Hum, sounds more like the bomb fell off the aircraft rather than being intentionally …umm… dropped.
No, no, no. The wartime use of classic English comedy was explicitly forbidden by the Genevieve Convention of 1953.
Given Cheney’s “1% doctrine” this means all navy practices MUST end.
America must be kept SAFE.
11/1 changed everything.
embulate = conflation of “emergency” and “ambulance,” “ambulatory,” etc.
(thinking out loud…)
Hmmm… The Embulators…
The wartime use of classic English comedy
Sorry, I can’t read that phrase without thinking of this:
Hey, I’d be willing to wear garters in a good cause. Hell, we can all wear ’em.

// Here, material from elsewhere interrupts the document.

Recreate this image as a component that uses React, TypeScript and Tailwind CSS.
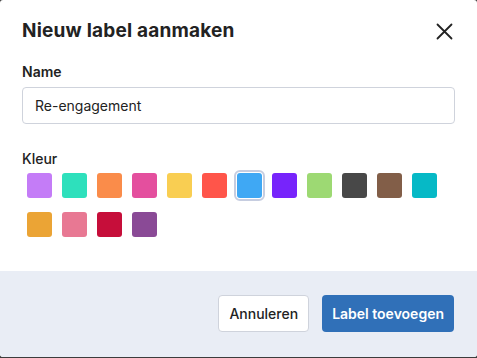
import React from "react";

const colors = [
  "#c47cf7",
  "#2ee0bc",
  "#fa8c4a",
  "#e44f9e",
  "#f9ce52",
  "#ff554a",
  "#3fa8f4",
  "#7724fb",
  "#9dd973",
  "#484848",
  "#825e48",
  "#06b9c6",
  "#eba435",
  "#e87893",
  "#c60e3a",
  "#8a4a96",
];

const Swatch: React.FC<{ color: string; selected?: boolean }> = ({ color, selected }) => {
  return (
    <button className="w-[35px] h-[35px] flex items-center justify-center">
      <span
        className={
          selected
            ? "block w-[25px] h-[25px] rounded-[3px] outline-2 outline-offset-[1.5px] outline-[#c6cde0] [outline-style:solid]"
            : "block w-[25px] h-[25px] rounded-[3px]"
        }
        style={{ backgroundColor: color }}
      />
    </button>
  );
};

export default function App() {
  return (
    <div className="w-[477px] h-[358px] bg-[#3c3c3c] font-['Inter',sans-serif] text-[#222]">
      <div className="h-[357px] bg-white rounded-[3px] overflow-hidden flex flex-col">
        <div className="flex-1 px-[22px]">
          <div className="flex items-center justify-between h-[62px]">
            <h2 className="text-[19px] font-bold tracking-[0.2px]">Nieuw label aanmaken</h2>
            <button className="mr-[2px]">
              <svg width="17" height="17" viewBox="0 0 17 17" fill="none">
                <path d="M1.5 1.5L15.5 15.5M15.5 1.5L1.5 15.5" stroke="#222" strokeWidth="1.8" strokeLinecap="round" />
              </svg>
            </button>
          </div>
          <label className="block text-[14px] font-semibold leading-[20px]">Name</label>
          <div className="mt-[5px] h-[37px] border border-[#cfd3dc] rounded-[4px] flex items-center px-[12px] text-[14px]">
            Re-engagement
          </div>
          <label className="block mt-[25px] text-[14px] font-medium leading-[20px]">Kleur</label>
          <div className="flex flex-wrap gap-y-[4px] w-[430px] -mt-[1px]">
            {colors.map((c, i) => (
              <Swatch key={c} color={c} selected={i === 6} />
            ))}
          </div>
        </div>
        <div className="h-[86px] bg-[#e9edf5] flex items-start justify-end gap-[13px] pl-[22px] pr-[23px] pt-[24px]">
          <button className="h-[37px] px-[10px] bg-white border border-[#cfd3dc] rounded-[4px] text-[14px] font-medium">
            Annuleren
          </button>
          <button className="h-[37px] px-[10px] bg-[#3070b8] rounded-[4px] text-[14px] font-semibold text-white">
            Label toevoegen
          </button>
        </div>
      </div>
    </div>
  );
}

Reminds me of one of my favourite versions of political commentary. Can’t remember whose idea it was (could have been mine for all I know), but the basics were that pollies had to wear big clown pants (with a hoop waistband), big red noses that honk when squeezed, and pour whitewash down each others’ trousers when taking the floor to speak.
That might (a) free some of them of the notion that they’re important reputable men, and (b) provide some free entertainment. Might also get more people watching Question Time, and civic knowledge is never a bad thing.
“C’mon, people, this is just the Navy’s snarky way of honoring the late Paul Tibbets.”
I think Clem’s on to something, though I wonder if they were actually trying to bury him.
The fact is, you will use any possible way to insult the Heartland, which you coastal eleitists would do well to embulate.
Virginia Beach is the “heartland”?
I want one of these. The one on the left, that looks like a Knid from Charlie and the Great Glass Elevator. The one on the right would be pretty cool too.
Actually, kobie, Heart Beach is part of the…
I think the US Navy should dedicate its next two dummy bombs to Laurel and Hardy. They could be called Little Boy and Fat Man.
Dear Sir or Madam – I would like to hear more about your product and/or service.